What the exercise asks — Find the string "styles" in the listing and report every line that has it.

Given information —

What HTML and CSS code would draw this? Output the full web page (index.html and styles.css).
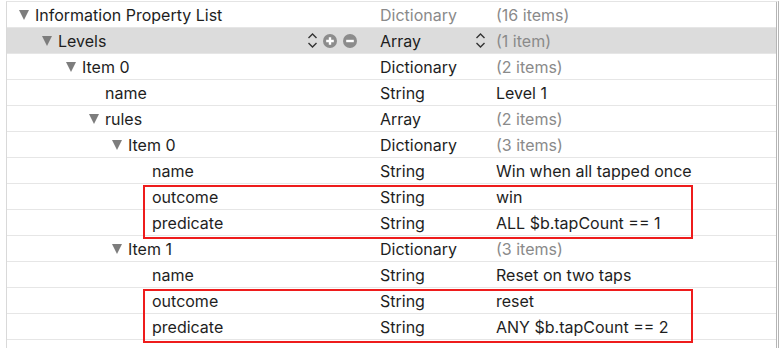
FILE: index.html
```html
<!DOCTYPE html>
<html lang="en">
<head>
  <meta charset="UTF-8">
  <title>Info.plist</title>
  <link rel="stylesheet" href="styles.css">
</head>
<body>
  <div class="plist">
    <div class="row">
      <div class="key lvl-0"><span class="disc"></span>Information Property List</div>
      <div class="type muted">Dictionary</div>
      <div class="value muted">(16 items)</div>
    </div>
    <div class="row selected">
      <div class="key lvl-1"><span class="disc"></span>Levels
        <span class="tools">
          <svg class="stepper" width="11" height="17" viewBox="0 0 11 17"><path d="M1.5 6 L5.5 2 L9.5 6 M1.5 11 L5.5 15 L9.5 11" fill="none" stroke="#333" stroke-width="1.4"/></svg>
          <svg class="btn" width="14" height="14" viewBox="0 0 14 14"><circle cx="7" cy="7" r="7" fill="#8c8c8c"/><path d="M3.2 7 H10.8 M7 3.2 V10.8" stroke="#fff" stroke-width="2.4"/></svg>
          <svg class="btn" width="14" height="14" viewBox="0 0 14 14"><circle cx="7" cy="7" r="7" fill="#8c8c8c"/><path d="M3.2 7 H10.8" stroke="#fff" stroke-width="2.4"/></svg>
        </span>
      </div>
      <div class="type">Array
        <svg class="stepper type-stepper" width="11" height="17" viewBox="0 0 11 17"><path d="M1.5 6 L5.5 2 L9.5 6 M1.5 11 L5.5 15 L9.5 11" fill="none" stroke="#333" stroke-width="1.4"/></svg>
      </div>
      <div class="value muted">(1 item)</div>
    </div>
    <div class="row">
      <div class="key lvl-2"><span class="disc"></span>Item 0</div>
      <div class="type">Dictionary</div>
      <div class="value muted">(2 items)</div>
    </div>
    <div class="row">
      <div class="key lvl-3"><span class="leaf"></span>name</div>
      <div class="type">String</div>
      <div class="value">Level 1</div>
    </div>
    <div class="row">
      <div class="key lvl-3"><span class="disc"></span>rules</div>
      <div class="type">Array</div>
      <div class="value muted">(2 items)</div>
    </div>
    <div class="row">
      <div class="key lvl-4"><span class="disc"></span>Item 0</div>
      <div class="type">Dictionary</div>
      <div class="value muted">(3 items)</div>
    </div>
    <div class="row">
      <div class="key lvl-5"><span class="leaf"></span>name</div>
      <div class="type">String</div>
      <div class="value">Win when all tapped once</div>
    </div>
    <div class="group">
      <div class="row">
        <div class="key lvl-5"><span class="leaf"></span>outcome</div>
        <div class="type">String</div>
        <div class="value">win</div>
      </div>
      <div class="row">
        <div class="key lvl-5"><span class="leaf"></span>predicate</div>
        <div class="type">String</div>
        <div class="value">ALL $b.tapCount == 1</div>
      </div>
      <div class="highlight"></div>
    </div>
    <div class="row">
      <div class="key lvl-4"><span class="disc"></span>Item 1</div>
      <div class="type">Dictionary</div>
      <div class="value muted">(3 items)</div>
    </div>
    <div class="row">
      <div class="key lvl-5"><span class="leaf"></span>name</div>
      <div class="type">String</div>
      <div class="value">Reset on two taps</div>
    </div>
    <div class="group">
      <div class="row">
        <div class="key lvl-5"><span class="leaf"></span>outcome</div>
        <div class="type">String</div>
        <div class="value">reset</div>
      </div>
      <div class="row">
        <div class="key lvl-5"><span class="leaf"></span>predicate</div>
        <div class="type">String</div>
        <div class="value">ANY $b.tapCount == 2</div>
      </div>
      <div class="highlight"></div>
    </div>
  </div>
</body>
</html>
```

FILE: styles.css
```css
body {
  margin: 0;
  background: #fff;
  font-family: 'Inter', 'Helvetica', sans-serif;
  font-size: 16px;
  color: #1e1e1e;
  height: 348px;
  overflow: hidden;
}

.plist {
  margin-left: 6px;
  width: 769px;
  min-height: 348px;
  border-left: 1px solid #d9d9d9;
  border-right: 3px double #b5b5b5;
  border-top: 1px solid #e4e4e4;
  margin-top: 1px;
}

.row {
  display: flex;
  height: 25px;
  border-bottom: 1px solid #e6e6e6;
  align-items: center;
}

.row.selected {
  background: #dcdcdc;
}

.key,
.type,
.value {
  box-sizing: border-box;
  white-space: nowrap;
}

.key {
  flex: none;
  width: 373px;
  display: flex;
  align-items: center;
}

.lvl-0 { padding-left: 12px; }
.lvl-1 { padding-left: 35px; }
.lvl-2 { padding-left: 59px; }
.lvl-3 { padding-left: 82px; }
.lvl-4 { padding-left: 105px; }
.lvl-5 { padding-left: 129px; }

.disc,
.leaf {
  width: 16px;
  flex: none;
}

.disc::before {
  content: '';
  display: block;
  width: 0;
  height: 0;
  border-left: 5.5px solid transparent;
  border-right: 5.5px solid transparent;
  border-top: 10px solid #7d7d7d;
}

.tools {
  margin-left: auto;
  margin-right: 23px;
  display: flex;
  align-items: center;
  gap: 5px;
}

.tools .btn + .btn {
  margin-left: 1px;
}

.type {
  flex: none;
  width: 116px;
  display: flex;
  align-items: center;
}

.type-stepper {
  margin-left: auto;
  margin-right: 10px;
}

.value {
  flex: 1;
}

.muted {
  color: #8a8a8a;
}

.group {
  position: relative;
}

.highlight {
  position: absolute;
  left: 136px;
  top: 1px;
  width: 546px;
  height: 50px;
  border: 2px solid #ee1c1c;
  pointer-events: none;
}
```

Reply —
What HTML and CSS code would draw this? Output the full web page (index.html and styles.css).
  <link rel="stylesheet" href="styles.css">
FILE: styles.css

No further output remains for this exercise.